Similarly, if the gun is primarily for competition, zero it with your match ammo. Whether that ammo is cheap FMJ or sick handloads, make sure that the rounds go where you want them to go every time. What if your match gun is your carry gun?

In that situation, it’s important to pick a “match” round that is the same or reasonable similar to your defensive round. For example, if your carry 147 grain HST, the Federal 147 grain American Eagle is likely going to produce a similar point of impact to your carry load.

Mechanical Offset

What is mechanical offset? It’s the physical height of your red dot over the bore of your pistol. It used to be that this was only something you had to deal with when shooting rifles, but now with red dots on pistols, it’s a big deal. It’s also why I don’t like the 25 yard zero for pistols. When you zero a 9mm pistol at 25 yards using a red dot, your point of impact at 7 yards can be as much as a foot lower than your dot’s point of aim on the target. In a life or death shooting scenario, I really don’t want to be thinking about how much I need to hold over on the target to get rounds where I want them. One of the ways to help with mechanical offset is to have your slide machined to accept a red dot sight, instead of just mounting it on a plate.

The 10 yard zero on the other hand shoots slightly high at 25 yards, which to my personal preference is a better choice. With the 10 yard zero method, I have a zero that works with no or minimal hold over/under all the way out to 25 yards, without having to adjust for mechanical offset when shooting at real-world self defense distances.


On a pistol whose primary purpose is personal defense, I believe that you should establish a co-witness with your iron sights. What this means is that you’ll likely need to get suppressor height sights which will be visible through the lens of the optic. Assuming that your sights are correctly regulated for your gun and the ammo you’re using, your red dot should rest somewhere in the vicinity of the tip of your front sight once the red dot is zeroed. 
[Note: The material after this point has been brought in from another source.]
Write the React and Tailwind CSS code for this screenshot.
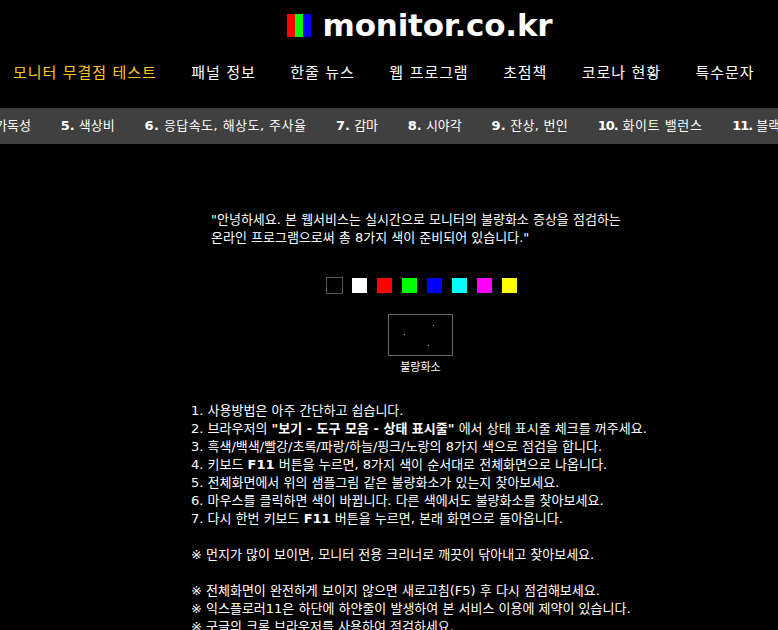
const font = { fontFamily: '"DejaVu Sans","Noto Sans CJK KR",sans-serif' };

const nav = ["패널 정보", "한줄 뉴스", "웹 프로그램", "초점책", "코로나 현황", "특수문자"];
const tabs = [
  ["4.", "가독성", "", ""],
  ["5.", "색상비", "", ""],
  ["6.", "응답속도, 해상도, 주사율", "tracking-[0.45px]", ""],
  ["7.", "감마", "", ""],
  ["8.", "시야각", "", ""],
  ["9.", "잔상, 번인", "tracking-[0.25px]", ""],
  ["10.", "화이트 밸런스", "tracking-[0.6px]", "tracking-[-1px]"],
  ["11.", "블랙 레벨", "", "tracking-[-1px]"],
];
const colors = ["bg-white", "bg-[#ff0000]", "bg-[#00ff00]", "bg-[#0000ff]", "bg-[#00ffff]", "bg-[#ff00ff]", "bg-[#ffff00]"];

function B({ children, className = "" }) {
  return <b className={`font-bold ${className}`}>{children}</b>;
}

export default function App() {
  return (
    <div className="h-[630px] overflow-hidden bg-black text-white" style={font}>
      <header className="flex h-[50px] items-center justify-center gap-[12px] pl-[61px]">
        <div className="flex h-[23px] w-[24px]">
          <div className="w-[8px] bg-[#ff0000]" />
          <div className="w-[8px] bg-[#00ff00]" />
          <div className="w-[8px] bg-[#0000ff]" />
        </div>
        <div className="text-[31px] font-bold leading-[50px] tracking-[-0.2px]">monitor.co.kr</div>
      </header>
      <nav className="flex h-[58px] items-start pl-[13px] pt-[13px] text-[15px] leading-[20px] tracking-[0.9px]">
        <a className="mr-[34.6px] whitespace-nowrap text-[#ffc61a]">모니터 무결점 테스트</a>
        {nav.map((n) => (
          <a key={n} className="mr-[34.6px] whitespace-nowrap">{n}</a>
        ))}
      </nav>
      <div className="flex h-[36px] items-center overflow-hidden bg-[#404040] text-[13px] text-white">
        <div className="-ml-[23px] flex shrink-0 gap-[29.7px] whitespace-nowrap">
          {tabs.map(([num, t, extra, numExtra]) => (
            <span key={num} className={extra}><B className={numExtra}>{num}</B> {t}</span>
          ))}
        </div>
      </div>
      <main className="text-[13px] leading-[18px]">
        <p className="ml-[211px] mt-[67px]">
          "안녕하세요. 본 웹서비스는 실시간으로 모니터의 불량화소 증상을 점검하는<br />
          온라인 프로그램으로써 총 8가지 색이 준비되어 있습니다."
        </p>
        <div className="ml-[326px] mt-[30px] flex h-[17px] items-center gap-[10px]">
          <div className="mr-[-1px] h-[17px] w-[17px] border border-[#555]" />
          {colors.map((c) => (
            <div key={c} className={`h-[15px] w-[15px] ${c}`} />
          ))}
        </div>
        <div className="ml-[388px] mt-[20px] relative h-[42px] w-[65px] border border-[#666]">
          <div className="absolute left-[44px] top-[10px] h-px w-px bg-[#999]" />
          <div className="absolute left-[15px] top-[19px] h-px w-px bg-[#999]" />
          <div className="absolute left-[39px] top-[30px] h-px w-px bg-[#999]" />
        </div>
        <div className="ml-[388px] mt-[3px] w-[65px] text-center text-[11px]">불량화소</div>
        <div className="ml-[191px] mt-[25px] whitespace-nowrap">
          <div>1. 사용방법은 아주 간단하고 쉽습니다.</div>
          <div>2. 브라우저의 <B>"보기 - 도구 모음 - 상태 표시줄"</B> 에서 상태 표시줄 체크를 꺼주세요.</div>
          <div>3. 흑색/백색/빨강/초록/파랑/하늘/핑크/노랑의 8가지 색으로 점검을 합니다.</div>
          <div>4. 키보드 <B>F11</B> 버튼을 누르면, 8가지 색이 순서대로 전체화면으로 나옵니다.</div>
          <div>5. 전체화면에서 위의 샘플그림 같은 불량화소가 있는지 찾아보세요.</div>
          <div>6. 마우스를 클릭하면 색이 바뀝니다. 다른 색에서도 불량화소를 찾아보세요.</div>
          <div>7. 다시 한번 키보드 <B>F11</B> 버튼을 누르면, 본래 화면으로 돌아옵니다.</div>
          <div className="mt-[18px]">※ 먼지가 많이 보이면, 모니터 전용 크리너로 깨끗이 닦아내고 찾아보세요.</div>
          <div className="mt-[18px]">※ 전체화면이 완전하게 보이지 않으면 새로고침(F5) 후 다시 점검해보세요.</div>
          <div>※ 익스플로러11은 하단에 하얀줄이 발생하여 본 서비스 이용에 제약이 있습니다.</div>
          <div>※ 구글의 크롬 브라우저를 사용하여 점검하세요.</div>
        </div>
      </main>
    </div>
  );
}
I’m a big believer that a defensive pistol should have iron sights. While modern red dots are extremely robust and hard to kill, weird things happen, and having the comforting security blanket of iron sights just makes me feel better about myself. Some modern red dots, such as the Leupold DeltaPoint have an option to have a rear sight included in the sight body. 

On a pistol intended solely for competition I’m ambivalent towards co-witnessing. The argument could be made that competition should be taken seriously, and I agree with that, but if iron sights aren’t available or practical for a competition pistol, I am not going to lose any sleep if they don’t have them.

It’s my opinion that when you take all the relevant factors into account, the 10 yard zero is the best choice of zero distances for people who are self defense or recreational shooters. It saves time and ammo, allowing for more practice; and is more practical for real world applications. Remember: 3 shots all touching, standing unsupported at 10 yards.


  1. The 10 yard zero is a solid plan, but for USPSA, I believe you need to verify at 25 and even 35 yards. For one, you can know just how much hold over, or under, you need at those distances, but more importantly, a small amount of windage error at 10 yds can be off the paper at 25 or 35, and while those distances might not be the ‘standard’ they do happen.

    1. Oh I agree, I may zero at 10 yards, but I verify it at 25 just to make sure the rounds are going where they’re supposed to.

  2. You mention if you use a 25 yard zero that your point of impact could be as much as a foot low at 7 yards. That’s completely inaccurate. It would never be lower than the distance between the barrel and the center of the red dot. 2″ maybe.